> [Set task]:
Tally the lines that include the word "React" and reply with nothing but the total.

> [Available data]:
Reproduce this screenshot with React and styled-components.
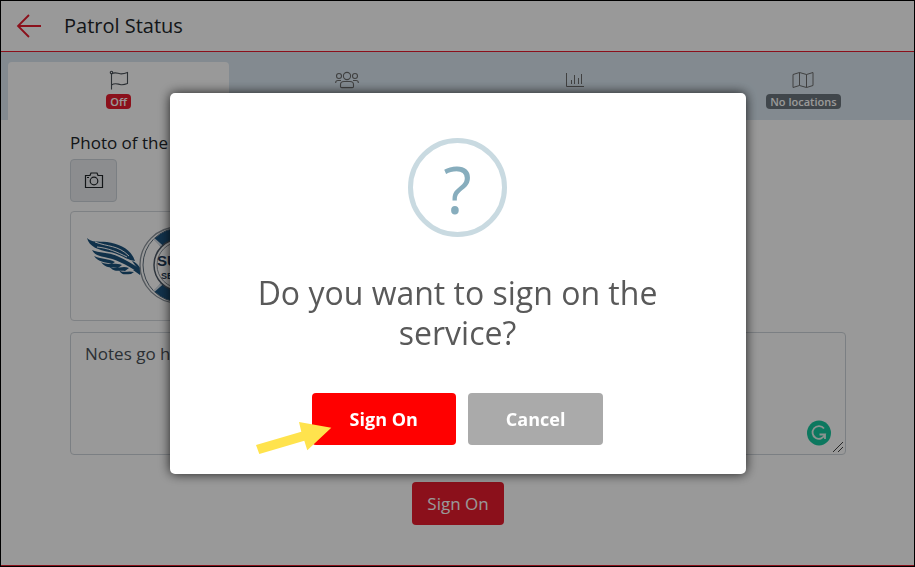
import React from 'react';
import styled, { createGlobalStyle } from 'styled-components';

const GlobalStyle = createGlobalStyle`
* {
  box-sizing: border-box;
}
body {
  margin: 0;
  font-family: "Open Sans", "Noto Sans", sans-serif;
  font-size: 17px;
  line-height: 24px;
  color: #212529;
}
button, textarea {
  font: inherit;
}
`;

const Page = styled.div`
min-height: 100vh;
display: flex;
flex-direction: column;
background-color: white;
border-bottom: 2px solid #e81c2e;
`;
const Header = styled.header`
display: flex;
align-items: center;
gap: 22px;
height: 52px;
padding: 0 16px;
border-bottom: 1px solid #e81c2e;
`;
const BackLink = styled.a`
display: flex;
color: #e81c2e;
`;
const Title = styled.h1`
margin: 0;
font-size: 20px;
font-weight: 400;
line-height: 30px;
`;

// tabs
const Tabs = styled.nav`
display: grid;
grid-template-columns: repeat(4, 1fr);
gap: 7px;
height: 68px;
padding: 10px 1px 0 8px;
background-color: #dae7f1;
`;
const Tab = styled.button`
display: flex;
flex-direction: column;
align-items: center;
gap: 4px;
padding: 8px 0 0;
border: none;
border-radius: 4px 4px 0 0;
color: ${props => props.$active ? "#495057" : "#6c6c6c"};
background-color: ${props => props.$active ? "white" : "transparent"};
cursor: pointer;
`;
const Badge = styled.span`
padding: 0 4px;
border-radius: 4px;
font-size: 11px;
font-weight: 600;
line-height: 15px;
color: white;
background-color: ${props => props.color};
`;

// form
const Form = styled.form`
display: flex;
flex-direction: column;
align-items: flex-start;
padding: 11px 69px 0 70px;
`;
const Label = styled.label`
line-height: 24px;
margin-bottom: 4px;
`;
const CameraButton = styled.button`
display: flex;
align-items: center;
justify-content: center;
width: 47px;
height: 43px;
margin-bottom: 9px;
border: 1px solid #ced4da;
border-radius: 4px;
color: #212529;
background-color: #e9ecef;
`;
const Photo = styled.div`
width: 220px;
height: 110px;
margin-bottom: 11px;
border: 1px solid #d3d7dc;
border-radius: 4px;
overflow: hidden;
`;
const NotesWrapper = styled.div`
position: relative;
display: flex;
width: 100%;
margin-bottom: 27px;
`;
const Notes = styled.textarea`
flex: 1;
height: 123px;
padding: 9px 14px;
border: 1px solid #ced4da;
border-radius: 4px;
color: #495057;
background-color: white;
resize: none;
`;
const Checker = styled.span`
position: absolute;
right: 15px;
bottom: 9px;
display: flex;
`;
const Grip = styled.svg`
position: absolute;
right: 2px;
bottom: 2px;
`;
const SignOn = styled.button`
align-self: center;
height: 43px;
padding: 0 15px;
border: none;
border-radius: 4px;
color: white;
background-color: #e81c2e;
`;

// dialog
const Overlay = styled.div`
position: fixed;
inset: 0;
display: flex;
align-items: center;
justify-content: center;
border: 1px solid black;
background-color: rgba(0, 0, 0, .4);
`;
const Modal = styled.div`
display: flex;
flex-direction: column;
align-items: center;
width: 576px;
max-width: 100%;
padding: 45px 64px 29px;
border-radius: 5px;
background-color: white;
box-shadow: 0 0 12px rgba(0, 0, 0, .8);
`;
const QuestionMark = styled.div`
display: flex;
align-items: center;
justify-content: center;
width: 99px;
height: 99px;
margin-bottom: 36px;
border: 5px solid #c9dae1;
border-radius: 50%;
font-size: 66px;
line-height: 88px;
color: #87adbd;
`;
const Question = styled.h2`
margin: 0 0 40px;
font-size: 32px;
font-weight: 400;
line-height: 40px;
text-align: center;
color: #595959;
`;
const Actions = styled.div`
position: relative;
display: flex;
gap: 12px;
`;
const Button = styled.button`
height: 52px;
padding: 0 38px;
border: none;
border-radius: 4px;
font-weight: 700;
font-size: 18px;
color: white;
background-color: ${props => props.color};
cursor: pointer;
`;
const Pointer = styled.svg`
position: absolute;
left: -56px;
top: 29px;
`;

const BackIcon = () => (
  <svg width="26" height="24" viewBox="0 0 26 24" fill="none" stroke="currentColor" strokeWidth="1.8">
    <path d="M13 1L2 12L13 23M2 12H25" />
  </svg>
);

const FlagIcon = () => (
  <svg width="20" height="20" viewBox="0 0 20 20" fill="none" stroke="currentColor" strokeWidth="1.1">
    <circle cx="2.5" cy="2.5" r="1.2" />
    <path d="M2.5 3.7V19.5M2.5 4C6 1.5 8.5 3.5 11 3.8S16 3.5 18.5 2.5V13.5C16 14.5 13.5 15 11 14.5S6 12.5 2.5 15" />
  </svg>
);

const PeopleIcon = () => (
  <svg width="24" height="20" viewBox="0 0 24 20" fill="none" stroke="currentColor" strokeWidth="1.1">
    <circle cx="12" cy="6" r="3.6" />
    <circle cx="4" cy="6" r="2.5" />
    <circle cx="20" cy="6" r="2.5" />
    <path d="M5.5 16.5V14.5C5.5 12.5 7 11.5 9 11.5H15C17 11.5 18.5 12.5 18.5 14.5V16.5C18.5 17.2 18 17.6 17.3 17.6H6.7C6 17.6 5.5 17.2 5.5 16.5Z" />
    <path d="M.7 13V12.5C.7 11 1.7 10.500 3 10.500H6M23.3 13V12.5C23.3 11 22.3 10.500 21 10.500H18" />
  </svg>
);

const ChartIcon = () => (
  <svg width="20" height="20" viewBox="0 0 20 20" fill="none" stroke="currentColor" strokeWidth="1">
    <path d="M1.5 3V16.5H19M6.5 10V14M9.5 5V14M13.5 8V14M16.5 4V14" />
  </svg>
);

const MapIcon = () => (
  <svg width="22" height="20" viewBox="0 0 22 20" fill="none" stroke="currentColor" strokeWidth="1">
    <path d="M1 4.5L7.5 2.5L14.5 4.5L21 2.5V15.5L14.5 17.5L7.5 15.5L1 17.5ZM7.5 2.5V15.5M14.5 4.5V17.5" />
  </svg>
);

const CameraIcon = () => (
  <svg width="20" height="18" viewBox="0 0 20 18" fill="none" stroke="currentColor" strokeWidth="1.2">
    <path d="M1.5 3.500H6L7 1H13L14 3.500H18.5V15.500H1.5Z" />
    <circle cx="10" cy="9" r="3.8" />
    <path d="M3 5.500H5" />
  </svg>
);

const Emblem = () => (
  <svg width="218" height="108" viewBox="71 212 218 108">
    <g fill="#1c527c">
      <path d="M87 238C92 243 98 241 107 242C120 244 131 249 135 261C126 260 119 253 109 252C99 250 89 247 87 238Z" />
      <path d="M92 250C99 253 108 252 117 256C126 260 133 264 141 270L139 273C126 264 115 259 104 257C98 256 94 254 92 250Z" />
      <path d="M94 256C103 260 108 258 115 262L112 264C105 262 98 262 94 256Z" />
      <path d="M101 262C108 266 113 262 122 265L118 268C112 267 106 269 101 262Z" />
      <path d="M109 266C116 271 121 265 129 268L125 271C119 270 114 273 109 266Z" />
      <path d="M119 270C124 274 127 270 134 272L131 274C126 274 122 276 119 270Z" />
      <path d="M132 261C136 262 139 266 141 269L138 269ZM133 270C136 269 139 271 141 271L140 275Z" />
    </g>
    <path d="M95 242C108 247 118 245 129 256M97 247C108 248 117 252 127 257" fill="none" stroke="white" strokeWidth="1" />
    <circle cx="178" cy="265" r="38" fill="none" stroke="#8b939b" strokeWidth="1.3" />
    <circle cx="180" cy="265" r="37" fill="white" stroke="#5f6e7c" strokeWidth="1" />
    <path d="M154 239A37 37 0 0 1 206 239L198 248A25 25 0 0 0 162 248ZM154 291A37 37 0 0 0 206 291L198 282A25 25 0 0 1 162 282Z" fill="#1c527c" />
    <path d="M154 239L163 247M154 291L163 283" fill="none" stroke="#d5dde5" strokeWidth="2" />
    <circle cx="180" cy="265" r="26" fill="white" stroke="#4d5966" strokeWidth="1.5" />
    <circle cx="180" cy="265" r="23" fill="none" stroke="#8b939b" strokeWidth="1" />
    <g fill="#1d3a56" fontFamily="Liberation Sans, sans-serif" fontWeight="700">
      <text x="157" y="266" fontSize="15">SU</text>
      <text x="161" y="279" fontSize="9">SE</text>
    </g>
  </svg>
);

const CheckerIcon = () => (
  <svg width="24" height="26" viewBox="0 0 24 26">
    <ellipse cx="12" cy="13" rx="12" ry="12.5" fill="#15c89e" />
    <path d="M17 8.5A6.400 6.400 0 1 0 18 14.5H12.5M18 14.5V19" fill="none" stroke="#e8f5f1" strokeWidth="1.8" />
  </svg>
);

const App = () => {
  return (
    <>
      <GlobalStyle />
      <Page>
        <Header>
          <BackLink href="#" aria-label="Back"><BackIcon /></BackLink>
          <Title>Patrol Status</Title>
        </Header>
        <Tabs>
          <Tab $active><FlagIcon /><Badge color="#e81c2e">Off</Badge></Tab>
          <Tab aria-label="Crew"><PeopleIcon /></Tab>
          <Tab aria-label="Statistics"><ChartIcon /></Tab>
          <Tab><MapIcon /><Badge color="#6c757d">No locations</Badge></Tab>
        </Tabs>
        <Form>
          <Label htmlFor="photo">Photo of the</Label>
          <CameraButton id="photo" type="button"><CameraIcon /></CameraButton>
          <Photo><Emblem /></Photo>
          <NotesWrapper>
            <Notes aria-label="Notes" defaultValue="Notes go here" />
            <Checker><CheckerIcon /></Checker>
            <Grip width="12" height="12" viewBox="0 0 12 12" stroke="#444444">
              <path d="M1 11L11 1M6 11L11 6" />
            </Grip>
          </NotesWrapper>
          <SignOn type="button">Sign On</SignOn>
        </Form>
      </Page>
      <Overlay>
        <Modal role="dialog" aria-modal="true" aria-labelledby="question">
          <QuestionMark>?</QuestionMark>
          <Question id="question">Do you want to sign on the service?</Question>
          <Actions>
            <Button color="#ff0000">Sign On</Button>
            <Button color="#aaaaaa">Cancel</Button>
            <Pointer width="76" height="34" viewBox="256 422 76 34">
              <path d="M256 445L301.3 431.7L299 422L331.3 427.7L307.3 450.3L304.3 440.7L259.3 454Z" fill="#ffe34d" />
            </Pointer>
          </Actions>
        </Modal>
      </Overlay>
    </>
  )
}

export default App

> [Exercise answer]:
2